Город Кале, департамент Па-де-Кале

   Поскольку, как я вижу, все уже пробудились, я хочу воспользоваться этим и обнародовать предложение, которое, на мой взгляд, не получило должного освещения в средствах массовой информации: это призыв Робера Ю и Жан-Пьера Шевенмана провести референдум о переходе на единую европейскую валюту. Это правда, что коммунистическая партия уже не та, что раньше, да и Жан-Пьер Шевенман представляет лишь себя самого – в лучшем случае – тем не менее они выражают мнение большинства, а Жак Ширак в свое время сам обещал провести референдум.

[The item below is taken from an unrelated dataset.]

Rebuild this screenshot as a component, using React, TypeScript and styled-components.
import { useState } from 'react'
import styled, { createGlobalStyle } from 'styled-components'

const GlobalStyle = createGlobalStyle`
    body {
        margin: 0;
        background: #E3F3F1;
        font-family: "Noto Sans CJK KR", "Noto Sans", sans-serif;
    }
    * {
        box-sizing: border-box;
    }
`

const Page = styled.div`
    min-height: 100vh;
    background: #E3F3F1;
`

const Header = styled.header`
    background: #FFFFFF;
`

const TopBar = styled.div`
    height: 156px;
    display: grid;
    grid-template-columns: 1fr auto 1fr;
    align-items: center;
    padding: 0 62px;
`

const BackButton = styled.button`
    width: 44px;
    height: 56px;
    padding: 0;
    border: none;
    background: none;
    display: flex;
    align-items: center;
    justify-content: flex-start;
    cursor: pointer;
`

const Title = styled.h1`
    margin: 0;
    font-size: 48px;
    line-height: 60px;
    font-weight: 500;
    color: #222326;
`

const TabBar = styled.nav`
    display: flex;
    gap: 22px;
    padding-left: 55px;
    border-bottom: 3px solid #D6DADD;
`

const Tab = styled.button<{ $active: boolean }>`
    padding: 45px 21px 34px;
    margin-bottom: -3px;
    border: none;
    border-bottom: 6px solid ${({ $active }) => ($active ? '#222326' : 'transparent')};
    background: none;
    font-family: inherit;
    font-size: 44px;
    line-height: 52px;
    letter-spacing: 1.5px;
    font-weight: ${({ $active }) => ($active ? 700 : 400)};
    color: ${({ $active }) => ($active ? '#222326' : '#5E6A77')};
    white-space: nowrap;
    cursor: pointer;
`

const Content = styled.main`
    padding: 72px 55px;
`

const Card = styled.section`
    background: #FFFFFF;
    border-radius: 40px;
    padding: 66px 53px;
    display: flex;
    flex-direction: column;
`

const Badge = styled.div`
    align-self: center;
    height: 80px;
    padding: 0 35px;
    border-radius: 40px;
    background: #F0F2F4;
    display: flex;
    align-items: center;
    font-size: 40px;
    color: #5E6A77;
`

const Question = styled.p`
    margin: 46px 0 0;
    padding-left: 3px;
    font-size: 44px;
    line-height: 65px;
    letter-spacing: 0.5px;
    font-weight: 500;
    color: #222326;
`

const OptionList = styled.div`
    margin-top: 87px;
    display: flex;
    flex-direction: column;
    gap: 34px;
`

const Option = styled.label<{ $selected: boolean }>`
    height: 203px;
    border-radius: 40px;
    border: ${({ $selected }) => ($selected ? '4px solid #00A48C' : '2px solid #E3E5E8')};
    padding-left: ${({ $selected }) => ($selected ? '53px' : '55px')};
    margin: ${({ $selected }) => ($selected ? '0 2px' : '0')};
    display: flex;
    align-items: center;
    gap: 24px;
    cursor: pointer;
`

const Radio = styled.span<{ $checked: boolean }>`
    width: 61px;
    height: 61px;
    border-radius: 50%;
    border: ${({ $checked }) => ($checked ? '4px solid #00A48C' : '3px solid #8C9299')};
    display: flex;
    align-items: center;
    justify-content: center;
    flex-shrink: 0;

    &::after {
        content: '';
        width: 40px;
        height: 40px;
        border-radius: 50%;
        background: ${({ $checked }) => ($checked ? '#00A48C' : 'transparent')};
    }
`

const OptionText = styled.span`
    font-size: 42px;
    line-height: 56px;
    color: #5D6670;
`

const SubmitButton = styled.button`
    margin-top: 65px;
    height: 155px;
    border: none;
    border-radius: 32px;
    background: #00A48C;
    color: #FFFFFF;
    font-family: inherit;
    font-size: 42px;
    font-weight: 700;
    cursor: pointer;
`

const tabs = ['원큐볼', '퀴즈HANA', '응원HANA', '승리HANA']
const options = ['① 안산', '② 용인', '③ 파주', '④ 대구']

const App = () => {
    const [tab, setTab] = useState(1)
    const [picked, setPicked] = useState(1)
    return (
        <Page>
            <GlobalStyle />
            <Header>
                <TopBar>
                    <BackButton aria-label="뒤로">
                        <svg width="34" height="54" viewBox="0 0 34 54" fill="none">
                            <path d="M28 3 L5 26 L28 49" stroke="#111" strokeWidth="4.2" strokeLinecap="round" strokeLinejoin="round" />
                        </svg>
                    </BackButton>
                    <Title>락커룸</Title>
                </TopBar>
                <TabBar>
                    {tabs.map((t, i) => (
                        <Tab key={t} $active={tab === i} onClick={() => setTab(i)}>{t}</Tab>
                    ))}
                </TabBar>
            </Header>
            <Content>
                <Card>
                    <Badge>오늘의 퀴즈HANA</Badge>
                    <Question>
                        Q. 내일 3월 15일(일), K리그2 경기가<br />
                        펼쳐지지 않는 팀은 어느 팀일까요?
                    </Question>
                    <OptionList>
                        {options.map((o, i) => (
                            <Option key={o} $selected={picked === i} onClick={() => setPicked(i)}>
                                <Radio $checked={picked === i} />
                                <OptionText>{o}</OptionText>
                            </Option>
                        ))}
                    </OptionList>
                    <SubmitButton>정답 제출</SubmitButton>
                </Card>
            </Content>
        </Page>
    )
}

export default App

То есть на сегодняшний день он оказался лжецом.
   Думаю, не надо быть исключительно тонким аналитиком, чтобы прийти к выводу, что население нашей страны становится все беднее и понимает, что ему предстоит обеднеть еще больше. Вдобавок народ убежден, что все его беды происходят от «всемирного экономического соревнования» (само собой, ведь страна проигрывает в этом соревновании). Еще несколько лет назад всем было наплевать на европейскую интеграцию. Этот проект не встретил в обществе никакого энтузиазма, не вызвал ни малейшего протеста. Теперь же возникли, скажем так, определенные осложнения, и люди, похоже, относятся к этому проекту со все возрастающей враждебностью. Это уже само по себе должно было стать поводом провести референдум. Напомню, что референдум 1992 года по Маастрихту едва не сорвали (это стало сомнительной заслугой Валери Жискара д'Эстена, утверждавшего, будто проект «слишком сложен, чтобы ставить его на голосование») и что голоса разделились почти поровну, несмотря на нажим политиков, призывавших ответить «да», и мощную пропагандистскую кампанию в средствах массовой информации.